- GOAL:
Copy out the data exactly, leaving the pictures behind.

- GIVEN DATA:
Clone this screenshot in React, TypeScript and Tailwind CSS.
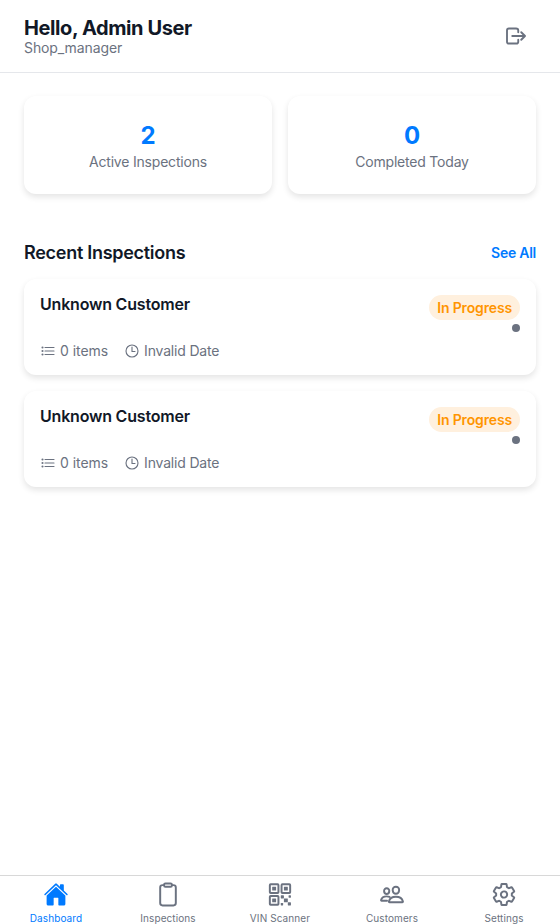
import {
  IoClipboardOutline,
  IoHome,
  IoListOutline,
  IoLogOutOutline,
  IoPeopleOutline,
  IoQrCodeOutline,
  IoSettingsOutline,
  IoTimeOutline,
} from "react-icons/io5";
import type { IconType } from "react-icons";

const shadow = "shadow-[0_3px_6px_rgba(0,0,0,0.11)]";
const boldIcon = "[&_[stroke-width]]:[stroke-width:40px]";
const smallIcon = "[&_[stroke-width]]:[stroke-width:36px]";

function StatCard({ value, label }: { value: number; label: string }) {
  return (
    <div className={`flex h-[98px] flex-1 flex-col items-center rounded-xl bg-white pt-[25px] ${shadow}`}>
      <span className="text-2xl leading-[29px] font-bold text-[#007aff]">{value}</span>
      <span className="mt-[3px] text-sm leading-[17px] tracking-[-0.2px] text-[#6b7280]">{label}</span>
    </div>
  );
}

function InspectionCard() {
  return (
    <article className={`flex h-24 justify-between rounded-xl bg-white p-4 ${shadow}`}>
      <div className="flex flex-col justify-between">
        <h3 className="text-base leading-[19px] font-semibold tracking-[-0.2px]">Unknown Customer</h3>
        <div className="flex gap-4 text-sm leading-[17px] text-[#6b7280]">
          <span className="flex items-center gap-1 tracking-[-0.05px]">
            <IoListOutline size={16} className={smallIcon} />0 items
          </span>
          <span className="flex items-center gap-1 tracking-[-0.18px]">
            <IoTimeOutline size={16} className={smallIcon} />Invalid Date
          </span>
        </div>
      </div>
      <div className="flex flex-col items-end gap-1">
        <span className="rounded-[13px] bg-[#fff0de] px-2 py-1 text-sm leading-[17px] font-semibold tracking-[-0.15px] text-[#ff9500]">
          In Progress
        </span>
        <span className="size-2 rounded-full bg-[#6b7280]" />
      </div>
    </article>
  );
}

const tabs: { label: string; icon: IconType; active?: boolean }[] = [
  { label: "Dashboard", icon: IoHome, active: true },
  { label: "Inspections", icon: IoClipboardOutline },
  { label: "VIN Scanner", icon: IoQrCodeOutline },
  { label: "Customers", icon: IoPeopleOutline },
  { label: "Settings", icon: IoSettingsOutline },
];

export default function App() {
  return (
    <div className="flex h-screen flex-col overflow-hidden bg-white font-['Inter','Liberation_Sans',sans-serif] text-[#111827]">
      <header className="flex h-[73px] shrink-0 items-center justify-between border-b border-[#e5e7eb] px-6">
        <div>
          <h1 className="text-xl leading-6 font-bold tracking-[-0.4px]">Hello, Admin User</h1>
          <p className="mb-px text-sm leading-4 tracking-[-0.1px] text-[#6b7280]">Shop_manager</p>
        </div>
        <button className="p-2 text-[#6b7280]" aria-label="Log out">
          <IoLogOutOutline size={24} className={boldIcon} />
        </button>
      </header>
      <main className="flex-1 px-6 pt-[23px]">
        <section className="flex gap-4">
          <StatCard value={2} label="Active Inspections" />
          <StatCard value={0} label="Completed Today" />
        </section>
        <section className="mt-12">
          <div className="flex items-center justify-between">
            <h2 className="text-lg leading-[22px] font-semibold tracking-[-0.28px]">Recent Inspections</h2>
            <a className="mb-px text-sm leading-4 font-semibold tracking-[-0.25px] text-[#007aff]">See All</a>
          </div>
          <div className="mt-[15px] flex flex-col gap-4">
            <InspectionCard />
            <InspectionCard />
          </div>
        </section>
      </main>
      <nav className="flex h-[49px] shrink-0 border-t border-[#d8d8d8]">
        {tabs.map(({ label, icon: Icon, active }) => (
          <div
            key={label}
            className={`flex flex-1 flex-col items-center pt-[6px] ${active ? "text-[#007aff]" : "text-[#6b7280]"}`}
          >
            <Icon className={`h-[25px] w-[26px] ${boldIcon}`} />
            <span className="mt-[5px] text-[10px] leading-3 tracking-[0.1px]">{label}</span>
          </div>
        ))}
      </nav>
    </div>
  );
}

- RESULT:
Clone this screenshot in React, TypeScript and Tailwind CSS.
import {
  IoClipboardOutline,
  IoHome,
  IoListOutline,
  IoLogOutOutline,
  IoPeopleOutline,
  IoQrCodeOutline,
  IoSettingsOutline,
  IoTimeOutline,
} from "react-icons/io5";
import type { IconType } from "react-icons";

const shadow = "shadow-[0_3px_6px_rgba(0,0,0,0.11)]";
const boldIcon = "[&_[stroke-width]]:[stroke-width:40px]";
const smallIcon = "[&_[stroke-width]]:[stroke-width:36px]";

function StatCard({ value, label }: { value: number; label: string }) {
  return (
    <div className={`flex h-[98px] flex-1 flex-col items-center rounded-xl bg-white pt-[25px] ${shadow}`}>
      <span className="text-2xl leading-[29px] font-bold text-[#007aff]">{value}</span>
      <span className="mt-[3px] text-sm leading-[17px] tracking-[-0.2px] text-[#6b7280]">{label}</span>
    </div>
  );
}

function InspectionCard() {
  return (
    <article className={`flex h-24 justify-between rounded-xl bg-white p-4 ${shadow}`}>
      <div className="flex flex-col justify-between">
        <h3 className="text-base leading-[19px] font-semibold tracking-[-0.2px]">Unknown Customer</h3>
        <div className="flex gap-4 text-sm leading-[17px] text-[#6b7280]">
          <span className="flex items-center gap-1 tracking-[-0.05px]">
            <IoListOutline size={16} className={smallIcon} />0 items
          </span>
          <span className="flex items-center gap-1 tracking-[-0.18px]">
            <IoTimeOutline size={16} className={smallIcon} />Invalid Date
          </span>
        </div>
      </div>
      <div className="flex flex-col items-end gap-1">
        <span className="rounded-[13px] bg-[#fff0de] px-2 py-1 text-sm leading-[17px] font-semibold tracking-[-0.15px] text-[#ff9500]">
          In Progress
        </span>
        <span className="size-2 rounded-full bg-[#6b7280]" />
      </div>
    </article>
  );
}

const tabs: { label: string; icon: IconType; active?: boolean }[] = [
  { label: "Dashboard", icon: IoHome, active: true },
  { label: "Inspections", icon: IoClipboardOutline },
  { label: "VIN Scanner", icon: IoQrCodeOutline },
  { label: "Customers", icon: IoPeopleOutline },
  { label: "Settings", icon: IoSettingsOutline },
];

export default function App() {
  return (
    <div className="flex h-screen flex-col overflow-hidden bg-white font-['Inter','Liberation_Sans',sans-serif] text-[#111827]">
      <header className="flex h-[73px] shrink-0 items-center justify-between border-b border-[#e5e7eb] px-6">
        <div>
          <h1 className="text-xl leading-6 font-bold tracking-[-0.4px]">Hello, Admin User</h1>
          <p className="mb-px text-sm leading-4 tracking-[-0.1px] text-[#6b7280]">Shop_manager</p>
        </div>
        <button className="p-2 text-[#6b7280]" aria-label="Log out">
          <IoLogOutOutline size={24} className={boldIcon} />
        </button>
      </header>
      <main className="flex-1 px-6 pt-[23px]">
        <section className="flex gap-4">
          <StatCard value={2} label="Active Inspections" />
          <StatCard value={0} label="Completed Today" />
        </section>
        <section className="mt-12">
          <div className="flex items-center justify-between">
            <h2 className="text-lg leading-[22px] font-semibold tracking-[-0.28px]">Recent Inspections</h2>
            <a className="mb-px text-sm leading-4 font-semibold tracking-[-0.25px] text-[#007aff]">See All</a>
          </div>
          <div className="mt-[15px] flex flex-col gap-4">
            <InspectionCard />
            <InspectionCard />
          </div>
        </section>
      </main>
      <nav className="flex h-[49px] shrink-0 border-t border-[#d8d8d8]">
        {tabs.map(({ label, icon: Icon, active }) => (
          <div
            key={label}
            className={`flex flex-1 flex-col items-center pt-[6px] ${active ? "text-[#007aff]" : "text-[#6b7280]"}`}
          >
            <Icon className={`h-[25px] w-[26px] ${boldIcon}`} />
            <span className="mt-[5px] text-[10px] leading-3 tracking-[0.1px]">{label}</span>
          </div>
        ))}
      </nav>
    </div>
  );
}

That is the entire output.